What you should do
Quote every line as written. Omit pictures.

Given material
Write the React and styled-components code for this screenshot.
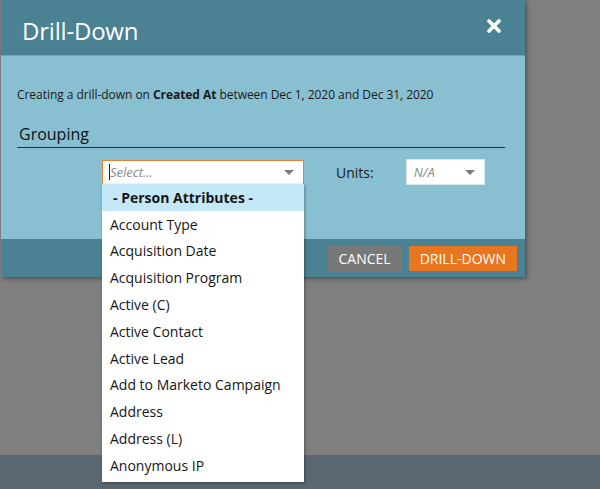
import React from "react";
import styled, { createGlobalStyle } from "styled-components";

const Global = createGlobalStyle`
  html, body { margin: 0; padding: 0; }
  body {
    background: #7f7f7f;
    font-family: "Open Sans", "Liberation Sans", sans-serif;
    width: 600px;
    height: 489px;
    overflow: hidden;
  }
`;

const Page = styled.div`
  position: relative;
  width: 600px;
  height: 489px;
  display: flex;
  flex-direction: column;
`;

const Backdrop = styled.div`
  flex: 1;
  padding-left: 1px;
`;

const BottomStrip = styled.div`
  height: 34px;
  background: #5b6770;
`;

const Dialog = styled.div`
  width: 524px;
  background: #88c0d1;
  box-shadow: 2px 2px 4px rgba(0, 0, 0, 0.35);
  display: flex;
  flex-direction: column;
`;

const Header = styled.div`
  height: 56px;
  background: #4a8193;
  border-bottom: 1px solid #6ea6b8;
  display: flex;
  align-items: center;
  justify-content: space-between;
  padding: 0 24px 0 21px;
  box-sizing: border-box;
`;

const Title = styled.div`
  color: #fff;
  font-size: 24px;
  margin-top: 6px;
  letter-spacing: -0.2px;
`;

const CloseBtn = styled.div`
  width: 14px;
  height: 14px;
  margin-top: -3px;
  display: flex;
`;

const Body = styled.div`
  height: 183px;
  padding: 30px 20px 0 16px;
  box-sizing: border-box;
  position: relative;
`;

const Intro = styled.div`
  font-size: 12px;
  color: #1b1b1b;
  letter-spacing: -0.05px;
  b { font-weight: 700; }
`;

const Section = styled.div`
  margin-top: 20px;
  font-size: 16px;
  color: #111;
  padding: 0 0 2px 2px;
  border-bottom: 1px solid #1e3540;
  line-height: 22px;
`;

const FieldRow = styled.div`
  display: flex;
  align-items: center;
  margin-top: 11px;
  padding-left: 85px;
`;

const SelectBox = styled.div`
  position: relative;
  width: ${(p) => p.$w}px;
  height: ${(p) => p.$h}px;
  background: #fff;
  border: 1px solid ${(p) => (p.$focus ? "#e8822e" : "#d7e6ea")};
  box-sizing: border-box;
  display: flex;
  align-items: center;
  justify-content: space-between;
  padding: 0 9px 0 ${(p) => p.$pl}px;
  font-size: 13px;
  font-style: italic;
  color: #8a8a8a;
`;

const Caret = styled.span`
  display: inline-block;
  width: 1px;
  height: 16px;
  background: #222;
`;

const Placeholder = styled.span`
  display: flex;
  align-items: center;
`;

const Arrow = styled.span`
  width: 0;
  height: 0;
  border-left: 5px solid transparent;
  border-right: 5px solid transparent;
  border-top: 5px solid #7a7a7a;
`;

const UnitsLabel = styled.div`
  font-size: 14px;
  color: #1b1b1b;
  margin: 0 32px 0 32px;
`;

const Footer = styled.div`
  height: 38px;
  background: #4a8193;
  display: flex;
  align-items: center;
  justify-content: flex-end;
  gap: 7px;
  padding-right: 8px;
`;

const Button = styled.div`
  height: 25px;
  padding: 0 ${(p) => p.$px}px;
  background: ${(p) => p.$bg};
  color: #fff;
  font-size: 14px;
  display: flex;
  align-items: center;
`;

const Menu = styled.div`
  position: absolute;
  left: 102px;
  top: 184px;
  width: 202px;
  background: #fff;
  box-shadow: 1px 1px 3px rgba(0, 0, 0, 0.35);
  display: flex;
  flex-direction: column;
  padding-bottom: 3px;
`;

const MenuItem = styled.div`
  height: 26.8px;
  display: flex;
  align-items: center;
  padding-left: ${(p) => (p.$group ? 11 : 8)}px;
  font-size: 14px;
  color: #161616;
  font-weight: ${(p) => (p.$group ? 700 : 400)};
  background: ${(p) => (p.$group ? "#c5e8f8" : "#fff")};
  white-space: nowrap;
`;

const items = [
  "Account Type",
  "Acquisition Date",
  "Acquisition Program",
  "Active (C)",
  "Active Contact",
  "Active Lead",
  "Add to Marketo Campaign",
  "Address",
  "Address (L)",
  "Anonymous IP",
];

export default function App() {
  return (
    <>
      <Global />
      <Page>
        <Backdrop>
          <Dialog>
            <Header>
              <Title>Drill-Down</Title>
              <CloseBtn>
                <svg width="14" height="14" viewBox="0 0 14 14">
                  <path
                    d="M2 2 L12 12 M12 2 L2 12"
                    stroke="#fff"
                    strokeWidth="3.6"
                    strokeLinecap="round"
                  />
                </svg>
              </CloseBtn>
            </Header>
            <Body>
              <Intro>
                Creating a drill-down on <b>Created At</b> between Dec 1, 2020
                and Dec 31, 2020
              </Intro>
              <Section>Grouping</Section>
              <FieldRow>
                <SelectBox $w={202} $h={25} $pl={6} $focus>
                  <Placeholder>
                    <Caret />
                    Select...
                  </Placeholder>
                  <Arrow />
                </SelectBox>
                <UnitsLabel>Units:</UnitsLabel>
                <SelectBox $w={79} $h={26} $pl={7}>
                  <span>N/A</span>
                  <Arrow />
                </SelectBox>
              </FieldRow>
            </Body>
            <Footer>
              <Button $bg="#787878" $px={11}>CANCEL</Button>
              <Button $bg="#e8761e" $px={11}>DRILL-DOWN</Button>
            </Footer>
          </Dialog>
        </Backdrop>
        <BottomStrip />
        <Menu>
          <MenuItem $group>- Person Attributes -</MenuItem>
          {items.map((t) => (
            <MenuItem key={t}>{t}</MenuItem>
          ))}
        </Menu>
      </Page>
    </>
  );
}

Reply
Write the React and styled-components code for this screenshot.
import React from "react";
import styled, { createGlobalStyle } from "styled-components";

const Global = createGlobalStyle`
  html, body { margin: 0; padding: 0; }
  body {
    background: #7f7f7f;
    font-family: "Open Sans", "Liberation Sans", sans-serif;
    width: 600px;
    height: 489px;
    overflow: hidden;
  }
`;

const Page = styled.div`
  position: relative;
  width: 600px;
  height: 489px;
  display: flex;
  flex-direction: column;
`;

const Backdrop = styled.div`
  flex: 1;
  padding-left: 1px;
`;

const BottomStrip = styled.div`
  height: 34px;
  background: #5b6770;
`;

const Dialog = styled.div`
  width: 524px;
  background: #88c0d1;
  box-shadow: 2px 2px 4px rgba(0, 0, 0, 0.35);
  display: flex;
  flex-direction: column;
`;

const Header = styled.div`
  height: 56px;
  background: #4a8193;
  border-bottom: 1px solid #6ea6b8;
  display: flex;
  align-items: center;
  justify-content: space-between;
  padding: 0 24px 0 21px;
  box-sizing: border-box;
`;

const Title = styled.div`
  color: #fff;
  font-size: 24px;
  margin-top: 6px;
  letter-spacing: -0.2px;
`;

const CloseBtn = styled.div`
  width: 14px;
  height: 14px;
  margin-top: -3px;
  display: flex;
`;

const Body = styled.div`
  height: 183px;
  padding: 30px 20px 0 16px;
  box-sizing: border-box;
  position: relative;
`;

const Intro = styled.div`
  font-size: 12px;
  color: #1b1b1b;
  letter-spacing: -0.05px;
  b { font-weight: 700; }
`;

const Section = styled.div`
  margin-top: 20px;
  font-size: 16px;
  color: #111;
  padding: 0 0 2px 2px;
  border-bottom: 1px solid #1e3540;
  line-height: 22px;
`;

const FieldRow = styled.div`
  display: flex;
  align-items: center;
  margin-top: 11px;
  padding-left: 85px;
`;

const SelectBox = styled.div`
  position: relative;
  width: ${(p) => p.$w}px;
  height: ${(p) => p.$h}px;
  background: #fff;
  border: 1px solid ${(p) => (p.$focus ? "#e8822e" : "#d7e6ea")};
  box-sizing: border-box;
  display: flex;
  align-items: center;
  justify-content: space-between;
  padding: 0 9px 0 ${(p) => p.$pl}px;
  font-size: 13px;
  font-style: italic;
  color: #8a8a8a;
`;

const Caret = styled.span`
  display: inline-block;
  width: 1px;
  height: 16px;
  background: #222;
`;

const Placeholder = styled.span`
  display: flex;
  align-items: center;
`;

const Arrow = styled.span`
  width: 0;
  height: 0;
  border-left: 5px solid transparent;
  border-right: 5px solid transparent;
  border-top: 5px solid #7a7a7a;
`;

const UnitsLabel = styled.div`
  font-size: 14px;
  color: #1b1b1b;
  margin: 0 32px 0 32px;
`;

const Footer = styled.div`
  height: 38px;
  background: #4a8193;
  display: flex;
  align-items: center;
  justify-content: flex-end;
  gap: 7px;
  padding-right: 8px;
`;

const Button = styled.div`
  height: 25px;
  padding: 0 ${(p) => p.$px}px;
  background: ${(p) => p.$bg};
  color: #fff;
  font-size: 14px;
  display: flex;
  align-items: center;
`;

const Menu = styled.div`
  position: absolute;
  left: 102px;
  top: 184px;
  width: 202px;
  background: #fff;
  box-shadow: 1px 1px 3px rgba(0, 0, 0, 0.35);
  display: flex;
  flex-direction: column;
  padding-bottom: 3px;
`;

const MenuItem = styled.div`
  height: 26.8px;
  display: flex;
  align-items: center;
  padding-left: ${(p) => (p.$group ? 11 : 8)}px;
  font-size: 14px;
  color: #161616;
  font-weight: ${(p) => (p.$group ? 700 : 400)};
  background: ${(p) => (p.$group ? "#c5e8f8" : "#fff")};
  white-space: nowrap;
`;

const items = [
  "Account Type",
  "Acquisition Date",
  "Acquisition Program",
  "Active (C)",
  "Active Contact",
  "Active Lead",
  "Add to Marketo Campaign",
  "Address",
  "Address (L)",
  "Anonymous IP",
];

export default function App() {
  return (
    <>
      <Global />
      <Page>
        <Backdrop>
          <Dialog>
            <Header>
              <Title>Drill-Down</Title>
              <CloseBtn>
                <svg width="14" height="14" viewBox="0 0 14 14">
                  <path
                    d="M2 2 L12 12 M12 2 L2 12"
                    stroke="#fff"
                    strokeWidth="3.6"
                    strokeLinecap="round"
                  />
                </svg>
              </CloseBtn>
            </Header>
            <Body>
              <Intro>
                Creating a drill-down on <b>Created At</b> between Dec 1, 2020
                and Dec 31, 2020
              </Intro>
              <Section>Grouping</Section>
              <FieldRow>
                <SelectBox $w={202} $h={25} $pl={6} $focus>
                  <Placeholder>
                    <Caret />
                    Select...
                  </Placeholder>
                  <Arrow />
                </SelectBox>
                <UnitsLabel>Units:</UnitsLabel>
                <SelectBox $w={79} $h={26} $pl={7}>
                  <span>N/A</span>
                  <Arrow />
                </SelectBox>
              </FieldRow>
            </Body>
            <Footer>
              <Button $bg="#787878" $px={11}>CANCEL</Button>
              <Button $bg="#e8761e" $px={11}>DRILL-DOWN</Button>
            </Footer>
          </Dialog>
        </Backdrop>
        <BottomStrip />
        <Menu>
          <MenuItem $group>- Person Attributes -</MenuItem>
          {items.map((t) => (
            <MenuItem key={t}>{t}</MenuItem>
          ))}
        </Menu>
      </Page>
    </>
  );
}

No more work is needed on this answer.